Come un camaleontico Zelig, Banhart si destreggia in mezzo ad uno zibaldone di generi, passando senza batter ciglio dalle paillettes dello spumeggiante funky di “Lover” al tropicalismo da cartolina di “Samba Vexillographica”, in cui vagheggia un mondo senza bandiere con Chris Robinson dei Black Crowes al charango, per poi catapultarsi dal reggae in penombra di “The Other Woman” al gospel di “Saved”, con tanto di organo e coriste urlatrici da copione. Ma il suo sfoggio di eclettismo suona sin troppo calligrafico, rivelandosi tanto più prevedibile quanto più vorrebbe essere spiazzante.
Accanto a Gael García Bernal, già interprete di Che Guevara ne “I diari della motocicletta”, Devendra strimpella sognante nella delicata “Cristobal”. Accanto a Rodrigo Amarante, proveniente dalla rock band brasiliana dei Los Hermanos, avvolge di saudade il pianoforte di “Rosa”. E le ritmiche dal taglio newyorchese di “Tonada Yanomaminista” lasciano spazio persino ad una chitarrina alla Television.
La fine della relazione con Bianca Casady delle CocoRosie diffonde un alone malinconico su ballate fluttuanti come “Seaside”, “Freely” e “Remember”, forse l’episodio migliore del lotto. “I’m gonna die of loneliness”, si lamenta Banhart nella conclusiva “My Dearest Friend”, accompagnato dalla sua musa Vasthi Bunyan. In cerca di consolazione, non gli resta che affidarsi ancora una volta alla consueta filosofia a base di amore universale, accettando con fatalismo il ciclo del karma. “I leave my possessions to the wind / And I’m done with ever wanting anything / Well I can die satisfied / No desires do I hide / Not today, not today / Nor for the next one thousand lives”.
Non manca nemmeno qualche tuffo negli anni Cinquanta, come nella morbida cavalcata a fianco del fantasma di Roy Orbison di “So Long Old Bean” o nel doo-wop parodistico di “Shabop Shalom”, che offre anche un cameo a Nick Valensi degli Strokes.
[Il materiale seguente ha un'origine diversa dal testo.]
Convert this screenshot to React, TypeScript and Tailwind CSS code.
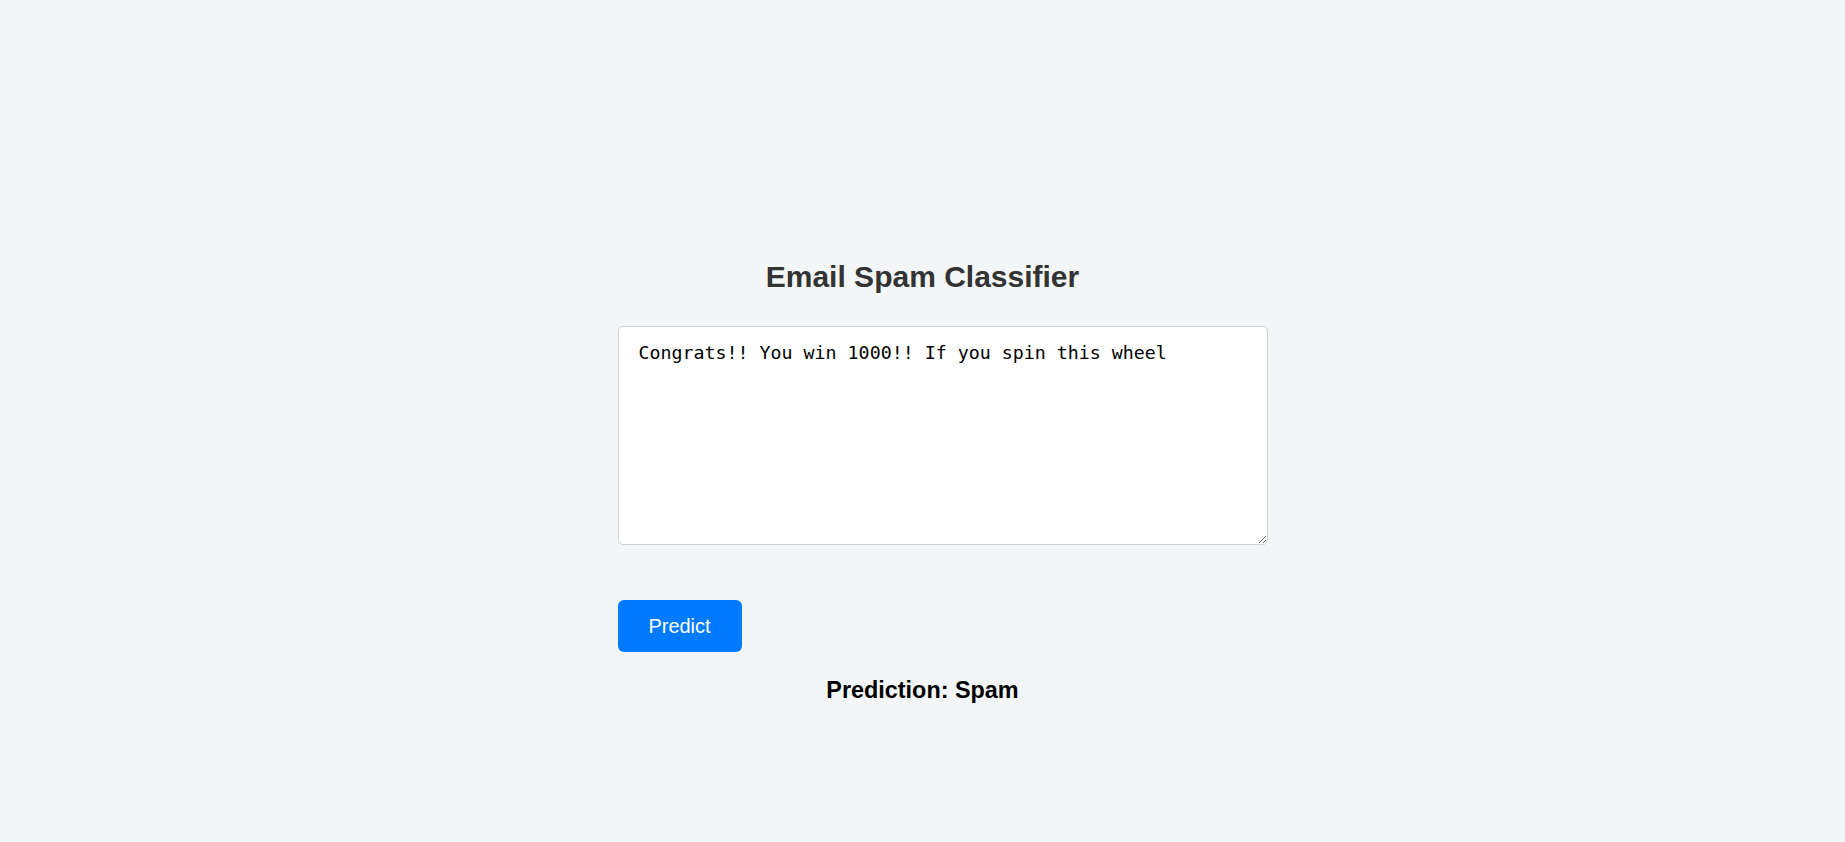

Quando poi Devendra si mette a ballare a ritmo di salsa tra gli ancheggiamenti latini di “Carmencita”, verrebbe quasi da pensare che voglia candidarsi ad un improbabile titolo di Manu Chao dell’indie-folk. Il confine tra ironia e farsa diventa sempre più sottile.
Nonostante la lunghezza, a “Smokey Rolls Down Thunder Canyon” sembra insomma mancare sempre il guizzo decisivo. Banhart si dedica alla costruzione di brani più classici e lineari che mai, smussando gli eccessi del suo inconfondibile timbro vocale: ma il risultato non va oltre una sufficienza stiracchiata, e per uno che aveva fatto della stravaganza il suo punto di forza non c’è peggior condanna che la mediocrità.